The offer of a 30-minute "personal guided tour" of the Commons was part of a crowdfunding drive by Brighton and Hove Green Party during last year's general election campaign.

The person who made the £150 contribution later visited the Commons with Ms Lucas after she retained the Brighton Pavilion seat.

Members of the public can pay for a guided tour around the Houses of Parliament or UK residents can arrange one free of charge through their local MP.

'Unfair advantage'

Ms Lucas was found to have breached paragraph 16 of the code, which states that the use of publicly funded resources "should not confer any undue personal or financial benefit on themselves or anyone else, or confer undue advantage on a political organisation."

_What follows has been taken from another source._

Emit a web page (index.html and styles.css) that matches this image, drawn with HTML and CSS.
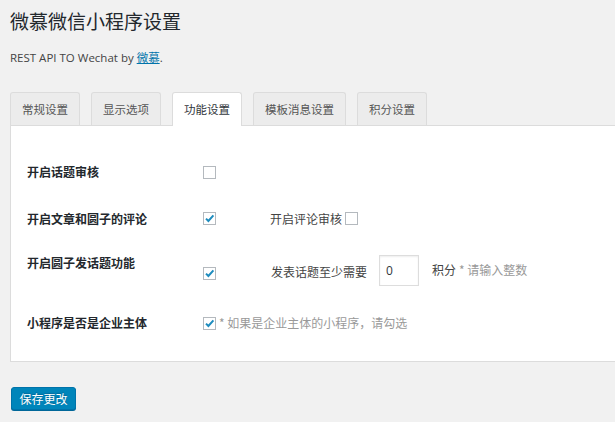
FILE: index.html
```html
<!DOCTYPE html>
<html lang="zh-CN">
<head>
<meta charset="utf-8">
<title>微慕微信小程序设置</title>
<link rel="stylesheet" href="styles.css">
</head>
<body>
<div class="wrap">
  <h1 class="title">微慕微信小程序设置</h1>
  <p class="sub">REST API TO Wechat by <a href="#" class="link">微慕</a>.</p>
  <div class="tabs">
    <span class="tab">常规设置</span>
    <span class="tab">显示选项</span>
    <span class="tab active">功能设置</span>
    <span class="tab">模板消息设置</span>
    <span class="tab">积分设置</span>
  </div>
  <div class="panel">
    <div class="row r1">
      <div class="label">开启话题审核</div>
      <div class="field"><span class="cb"></span></div>
    </div>
    <div class="row r2">
      <div class="label">开启文章和圆子的评论</div>
      <div class="field">
        <span class="cb"><svg viewBox="0 0 13 13" width="13" height="13"><path d="M3 6.6 L5.4 9 L10.4 3.4" fill="none" stroke="#1e8cbe" stroke-width="2"/></svg></span>
        <span class="txt ml54">开启评论审核</span>
        <span class="cb ml3"></span>
      </div>
    </div>
    <div class="row r3">
      <div class="label up">开启圆子发话题功能</div>
      <div class="field">
        <span class="cb down"><svg viewBox="0 0 13 13" width="13" height="13"><path d="M3 6.6 L5.4 9 L10.4 3.4" fill="none" stroke="#1e8cbe" stroke-width="2"/></svg></span>
        <span class="txt ml55">发表话题至少需要</span>
        <span class="input">0</span>
        <span class="txt">积分</span>
        <span class="hint">* 请输入整数</span>
      </div>
    </div>
    <div class="row r4">
      <div class="label">小程序是否是企业主体</div>
      <div class="field">
        <span class="cb"><svg viewBox="0 0 13 13" width="13" height="13"><path d="M3 6.6 L5.4 9 L10.4 3.4" fill="none" stroke="#1e8cbe" stroke-width="2"/></svg></span>
        <span class="hint ml3">* 如果是企业主体的小程序，请勾选</span>
      </div>
    </div>
  </div>
  <button class="btn" type="button">保存更改</button>
</div>
</body>
</html>
```
FILE: styles.css
```css
html, body {
  margin: 0;
  padding: 0;
  background: #f1f1f1;
}
body {
  font-family: "Open Sans", "Noto Sans CJK SC", sans-serif;
  color: #444;
  font-size: 12px;
}
.wrap {
  padding-left: 10px;
  overflow: hidden;
  height: 422px;
  box-sizing: border-box;
}
.title {
  margin: 9px 0 0 0;
  font-family: "Noto Sans CJK SC", sans-serif;
  font-size: 19px;
  font-weight: 400;
  line-height: 24px;
  color: #23282d;
}
.sub {
  margin: 16px 0 0 0;
  font-size: 11.5px;
  line-height: 16px;
  color: #444;
}
.link {
  color: #0073aa;
  text-decoration: underline;
  font-family: "Noto Sans CJK SC", sans-serif;
}
.tabs {
  display: flex;
  gap: 11px;
  margin-top: 26px;
  position: relative;
  z-index: 2;
}
.tab {
  height: 33px;
  box-sizing: border-box;
  padding: 0 11px;
  border: 1px solid #dcdcdc;
  border-bottom: none;
  border-radius: 3px 3px 0 0;
  background: #ececec;
  font-family: "Noto Sans CJK SC", sans-serif;
  font-size: 11.5px;
  line-height: 32px;
  color: #555;
}
.tab.active {
  background: #fff;
  color: #32373c;
  height: 34px;
  margin-bottom: -1px;
}
.panel {
  background: #fff;
  border: 1px solid #dcdcdc;
  border-right: none;
  padding: 23px 0 13px 16px;
  position: relative;
  z-index: 1;
}
.row {
  display: grid;
  grid-template-columns: 176px 1fr;
  align-items: center;
}
.r1 { height: 46px; }
.r2 { height: 47px; }
.r3 { height: 56px; }
.r4 { height: 50px; }
.label {
  font-family: "Noto Sans CJK SC", sans-serif;
  font-weight: 700;
  font-size: 12px;
  line-height: 16px;
  color: #23282d;
}
.label.up { margin-bottom: 14px; }
.field {
  display: flex;
  align-items: center;
  font-family: "Noto Sans CJK SC", sans-serif;
  font-size: 12px;
  line-height: 16px;
}
.cb {
  width: 13px;
  height: 13px;
  box-sizing: border-box;
  border: 1px solid #b4b9be;
  background: #fff;
  position: relative;
  flex: none;
}
.cb svg {
  position: absolute;
  left: -1px;
  top: -1px;
}
.cb.down { margin-top: 6px; }
.txt { color: #444; }
.ml54 { margin-left: 54px; }
.ml55 { margin-left: 55px; margin-top: 3px; }
.ml3 { margin-left: 3px; }
.input {
  width: 40px;
  height: 31px;
  box-sizing: border-box;
  border: 1px solid #ddd;
  box-shadow: inset 0 1px 2px rgba(0,0,0,0.07);
  margin: 0 13px 0 12px;
  padding-left: 6px;
  line-height: 29px;
  font-family: "Open Sans", sans-serif;
  font-size: 12px;
  color: #32373c;
}
.hint {
  color: #999;
  margin-left: 3px;
}
.btn {
  display: block;
  margin: 25px 0 0 1px;
  height: 23px;
  width: 65px;
  padding: 0;
  background: #0085ba;
  border: 1px solid #0073aa;
  border-radius: 3px;
  box-shadow: 0 1px 0 #006799;
  color: #fff;
  font-family: "Noto Sans CJK SC", sans-serif;
  font-size: 12px;
  line-height: 20px;
  text-shadow: 0 -1px 1px #006799;
}
```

In his complaint, Mr Fabricant said the use of the "House of Commons as an inducement" was an "unfair advantage over other election candidates".

In her response to the commissioner, external, Ms Lucas said at the time she believed the rules only prevented her offering for auction something that would otherwise be free.

She felt that a "reward offering a personal tour was about someone accessing my time and experience, rather than a public tour which would otherwise be available at a nil cost," she said.

Ms Lucas said she had been contacted by people in five constituencies who claimed they had "either been winners of raffles offering bespoke tours of the House of Commons from their MPs or seen such prizes on offer".

"This would indicate that my reading and understanding of the rules is shared by other MPs," she said.

The commissioner said Ms Lucas's apology and pledge not to repeat the breach was an "appropriate outcome," adding: "The matter is now closed."